Bob, a salesman even then, ended our pitch with, “They’ll sell fast, everyone loves your rolls!”

For the first, maybe the only time, I heard my mother say unequivocally, “No!”

In 1952 when my father and his friend Heinie designed and rebuilt the kitchen, they tore out our old wood burning stove and installed a new range fueled by propane in its place. When they were finished the kitchen was much more efficient, and my mother was very pleased with how it looked.

After 25 years of making my father his standard breakfast of three fried eggs (sunny side up) and five strips of bacon (well-done), my mother had become adept at bringing the plate to the table in just 3 minutes. The first morning she used the new stove, she was horrified to see that the eggs were hard and the bacon burnt to a crisp. In the afternoon she burned bread and a pan of rolls. The morning after that she ruined another skillet of eggs. 

When my father yelled from the table, “What’s taking so long?” she put down the spatula, walked into the dining room and proclaimed, “Take that stove out of my kitchen! Bring my old stove back!”

Of course, that wasn’t possible. After the remodeling there was no space in the small room to fit it back in. In a few weeks, my mother learned to control the switches to moderate the immediate burst of heat propane provides. Her baking prowess continued. Presented with the challenges offered by different fuels — natural gas, wood, propane — my mother adjusted and continued to bake dough into memories.

When I returned home to South Dakota decades later, in 2019, I was amazed to hear that a third generation of Big Stone women are now using my mother’s recipes to make her pies, her spice cake, and of course, her cinnamon rolls.


 

Myrtle’s Cinnamon Rolls

 

Dough

3 cups all-purpose flour, sifted

1/4 cup sugar

1 teaspoon salt

1 package active dry yeast (not instant)

1/4 cup warm water

1 cup milk, scalded

1/4 cup shortening

1 egg, well-beaten

Combine dry ingredients in a large bowl.
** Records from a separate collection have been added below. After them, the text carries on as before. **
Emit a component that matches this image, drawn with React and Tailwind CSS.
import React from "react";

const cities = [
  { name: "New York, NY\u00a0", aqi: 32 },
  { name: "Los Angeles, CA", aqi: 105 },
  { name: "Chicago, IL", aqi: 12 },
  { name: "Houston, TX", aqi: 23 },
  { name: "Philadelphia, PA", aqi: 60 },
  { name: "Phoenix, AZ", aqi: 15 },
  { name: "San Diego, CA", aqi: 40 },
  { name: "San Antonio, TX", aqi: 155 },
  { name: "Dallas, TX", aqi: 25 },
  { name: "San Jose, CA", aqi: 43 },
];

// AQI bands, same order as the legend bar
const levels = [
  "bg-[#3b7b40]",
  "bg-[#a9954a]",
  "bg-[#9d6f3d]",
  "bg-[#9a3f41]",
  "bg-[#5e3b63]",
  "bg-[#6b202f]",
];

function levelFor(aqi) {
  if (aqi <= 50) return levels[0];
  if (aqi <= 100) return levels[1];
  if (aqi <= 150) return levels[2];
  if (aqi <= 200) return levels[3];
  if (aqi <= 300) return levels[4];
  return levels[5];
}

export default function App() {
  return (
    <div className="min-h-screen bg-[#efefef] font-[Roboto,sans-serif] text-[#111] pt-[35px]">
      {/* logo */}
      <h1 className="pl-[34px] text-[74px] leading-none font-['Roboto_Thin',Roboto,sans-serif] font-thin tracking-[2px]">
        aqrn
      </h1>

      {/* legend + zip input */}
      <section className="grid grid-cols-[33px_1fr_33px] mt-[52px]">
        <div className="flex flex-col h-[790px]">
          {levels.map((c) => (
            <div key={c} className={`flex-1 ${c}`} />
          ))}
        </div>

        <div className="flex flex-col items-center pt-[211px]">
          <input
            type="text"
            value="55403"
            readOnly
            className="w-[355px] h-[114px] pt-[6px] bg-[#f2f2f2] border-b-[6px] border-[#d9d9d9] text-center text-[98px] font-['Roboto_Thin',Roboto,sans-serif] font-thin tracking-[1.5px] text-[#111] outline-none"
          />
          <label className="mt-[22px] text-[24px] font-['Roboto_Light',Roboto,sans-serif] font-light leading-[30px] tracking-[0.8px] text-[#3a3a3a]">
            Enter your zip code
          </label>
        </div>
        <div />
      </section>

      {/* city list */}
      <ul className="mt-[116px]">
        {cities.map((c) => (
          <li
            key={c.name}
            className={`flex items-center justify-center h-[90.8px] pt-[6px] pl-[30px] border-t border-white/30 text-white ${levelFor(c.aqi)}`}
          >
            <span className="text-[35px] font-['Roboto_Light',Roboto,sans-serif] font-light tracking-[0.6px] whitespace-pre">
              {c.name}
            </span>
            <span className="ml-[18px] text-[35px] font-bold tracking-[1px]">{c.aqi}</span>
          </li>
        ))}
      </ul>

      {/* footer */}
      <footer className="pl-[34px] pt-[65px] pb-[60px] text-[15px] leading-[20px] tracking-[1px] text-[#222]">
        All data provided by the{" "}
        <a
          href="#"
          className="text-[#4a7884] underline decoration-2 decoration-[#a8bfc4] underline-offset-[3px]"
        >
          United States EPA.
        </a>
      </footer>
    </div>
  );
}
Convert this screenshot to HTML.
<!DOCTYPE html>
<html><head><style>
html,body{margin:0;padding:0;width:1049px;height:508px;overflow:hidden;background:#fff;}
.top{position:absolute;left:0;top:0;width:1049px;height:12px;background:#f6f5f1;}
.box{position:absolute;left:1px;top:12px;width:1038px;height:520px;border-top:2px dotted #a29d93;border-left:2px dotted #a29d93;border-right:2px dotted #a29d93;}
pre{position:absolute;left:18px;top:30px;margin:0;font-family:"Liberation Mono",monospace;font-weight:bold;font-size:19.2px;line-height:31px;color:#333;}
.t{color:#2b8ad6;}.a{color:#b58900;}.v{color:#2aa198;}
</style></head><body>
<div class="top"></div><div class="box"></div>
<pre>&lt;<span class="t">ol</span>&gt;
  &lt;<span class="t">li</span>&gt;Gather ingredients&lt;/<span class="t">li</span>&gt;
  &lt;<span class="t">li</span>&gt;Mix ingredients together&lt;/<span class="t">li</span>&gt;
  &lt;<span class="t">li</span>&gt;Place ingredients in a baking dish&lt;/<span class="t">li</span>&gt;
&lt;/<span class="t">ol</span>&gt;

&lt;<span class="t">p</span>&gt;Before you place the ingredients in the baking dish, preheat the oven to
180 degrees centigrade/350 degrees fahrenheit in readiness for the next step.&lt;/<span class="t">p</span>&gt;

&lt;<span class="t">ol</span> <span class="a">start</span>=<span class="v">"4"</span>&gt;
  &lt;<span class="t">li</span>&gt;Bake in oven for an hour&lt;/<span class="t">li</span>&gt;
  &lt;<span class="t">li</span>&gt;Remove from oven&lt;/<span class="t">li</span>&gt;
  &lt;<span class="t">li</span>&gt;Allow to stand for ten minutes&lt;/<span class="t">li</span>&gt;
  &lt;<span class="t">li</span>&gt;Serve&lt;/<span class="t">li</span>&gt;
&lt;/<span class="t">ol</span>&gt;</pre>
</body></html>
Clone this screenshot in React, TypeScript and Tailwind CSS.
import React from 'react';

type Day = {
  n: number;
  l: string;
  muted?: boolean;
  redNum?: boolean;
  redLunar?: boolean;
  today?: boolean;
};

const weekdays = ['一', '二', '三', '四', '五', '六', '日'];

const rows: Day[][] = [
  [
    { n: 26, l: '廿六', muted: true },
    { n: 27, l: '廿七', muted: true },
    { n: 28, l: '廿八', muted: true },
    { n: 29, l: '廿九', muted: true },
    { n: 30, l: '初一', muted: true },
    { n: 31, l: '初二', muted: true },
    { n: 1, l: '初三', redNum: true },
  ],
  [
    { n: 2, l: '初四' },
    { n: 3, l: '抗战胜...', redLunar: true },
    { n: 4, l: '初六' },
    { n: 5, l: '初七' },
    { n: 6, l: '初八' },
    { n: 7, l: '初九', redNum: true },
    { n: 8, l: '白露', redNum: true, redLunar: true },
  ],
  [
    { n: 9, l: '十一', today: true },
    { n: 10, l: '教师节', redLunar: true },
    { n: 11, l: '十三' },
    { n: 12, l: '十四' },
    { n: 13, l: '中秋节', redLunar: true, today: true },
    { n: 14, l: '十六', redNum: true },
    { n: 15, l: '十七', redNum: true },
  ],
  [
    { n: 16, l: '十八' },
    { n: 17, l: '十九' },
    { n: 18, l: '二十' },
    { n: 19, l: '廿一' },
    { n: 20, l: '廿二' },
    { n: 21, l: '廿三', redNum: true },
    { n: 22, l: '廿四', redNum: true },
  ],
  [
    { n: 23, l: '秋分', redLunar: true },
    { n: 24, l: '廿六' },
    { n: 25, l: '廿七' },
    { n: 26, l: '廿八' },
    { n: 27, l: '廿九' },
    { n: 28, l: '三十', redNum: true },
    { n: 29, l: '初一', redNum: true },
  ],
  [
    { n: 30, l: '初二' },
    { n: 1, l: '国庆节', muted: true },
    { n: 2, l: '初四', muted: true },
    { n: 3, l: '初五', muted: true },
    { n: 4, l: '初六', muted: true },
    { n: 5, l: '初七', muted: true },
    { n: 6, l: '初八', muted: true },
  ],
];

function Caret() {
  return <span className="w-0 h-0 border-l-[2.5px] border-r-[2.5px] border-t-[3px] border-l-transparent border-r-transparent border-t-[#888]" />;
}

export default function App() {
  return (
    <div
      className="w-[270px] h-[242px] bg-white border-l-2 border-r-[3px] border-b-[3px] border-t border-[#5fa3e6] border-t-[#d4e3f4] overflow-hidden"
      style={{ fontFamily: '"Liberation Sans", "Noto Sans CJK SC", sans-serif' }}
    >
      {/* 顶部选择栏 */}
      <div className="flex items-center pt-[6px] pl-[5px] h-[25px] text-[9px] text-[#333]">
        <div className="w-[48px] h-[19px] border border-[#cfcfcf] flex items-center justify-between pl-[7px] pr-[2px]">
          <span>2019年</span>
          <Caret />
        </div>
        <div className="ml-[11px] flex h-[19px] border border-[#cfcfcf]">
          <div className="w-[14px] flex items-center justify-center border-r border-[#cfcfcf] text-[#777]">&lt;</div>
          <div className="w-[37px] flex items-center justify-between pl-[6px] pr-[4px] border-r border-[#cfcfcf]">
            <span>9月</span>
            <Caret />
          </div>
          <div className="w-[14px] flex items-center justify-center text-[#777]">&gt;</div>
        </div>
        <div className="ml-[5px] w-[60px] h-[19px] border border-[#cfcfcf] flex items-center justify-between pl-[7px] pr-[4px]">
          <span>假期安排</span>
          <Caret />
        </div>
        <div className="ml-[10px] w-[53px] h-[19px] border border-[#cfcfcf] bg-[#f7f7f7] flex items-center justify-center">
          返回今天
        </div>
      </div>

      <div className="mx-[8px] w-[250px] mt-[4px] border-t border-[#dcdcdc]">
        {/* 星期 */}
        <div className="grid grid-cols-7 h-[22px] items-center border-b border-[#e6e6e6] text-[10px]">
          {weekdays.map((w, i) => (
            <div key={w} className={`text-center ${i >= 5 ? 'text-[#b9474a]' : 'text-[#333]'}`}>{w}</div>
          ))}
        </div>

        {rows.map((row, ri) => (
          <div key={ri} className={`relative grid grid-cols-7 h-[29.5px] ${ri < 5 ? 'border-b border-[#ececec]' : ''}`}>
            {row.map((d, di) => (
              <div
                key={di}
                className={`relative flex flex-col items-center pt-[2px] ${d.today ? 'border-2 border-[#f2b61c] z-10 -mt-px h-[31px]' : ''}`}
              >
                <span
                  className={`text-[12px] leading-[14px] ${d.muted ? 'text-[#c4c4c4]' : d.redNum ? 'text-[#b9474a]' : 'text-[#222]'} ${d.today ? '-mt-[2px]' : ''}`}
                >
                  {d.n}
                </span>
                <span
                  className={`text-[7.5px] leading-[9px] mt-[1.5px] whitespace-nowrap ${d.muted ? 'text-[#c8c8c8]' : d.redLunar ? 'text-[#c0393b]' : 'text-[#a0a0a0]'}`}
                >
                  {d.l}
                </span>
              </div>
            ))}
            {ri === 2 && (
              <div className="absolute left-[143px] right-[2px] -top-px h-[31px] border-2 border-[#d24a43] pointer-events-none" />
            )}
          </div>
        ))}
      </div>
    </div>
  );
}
Proof yeast for 1 minute in warm water (100–110 degrees) or according to package directions. Mix together dry ingredients, egg, shortening, milk and yeast mixture until doughy. Do not overwork dough.

Let rise 5 minutes in a warm oven, then another 40 minutes in a covered bowl on counter until doubled in size. Roll out dough into a 1/4–1/2 inch-thick sheet.

 

Filling

1/3 cup salted butter, softened

1/3 cup brown sugar

3 teaspoons ground cinnamon 

Dot dough with softened butter, then cover by generously sprinkling with brown sugar and cinnamon. Roll dough up into a long log. Section dough into 2-inch pieces and place cut side up in a greased 8x8-inch baking dish. Allow room for rolls to double in size. Let rise in a covered baking dish for 30 minutes. Bake at 350 degrees for 25 minutes or until golden brown.

 

Icing

1/8 cup milk

1/4 teaspoon vanilla extract

1 cup powdered sugar, sifted

Combine in a small bowl until there are no sugar lumps in mixture. Drizzle over cooled cinnamon rolls.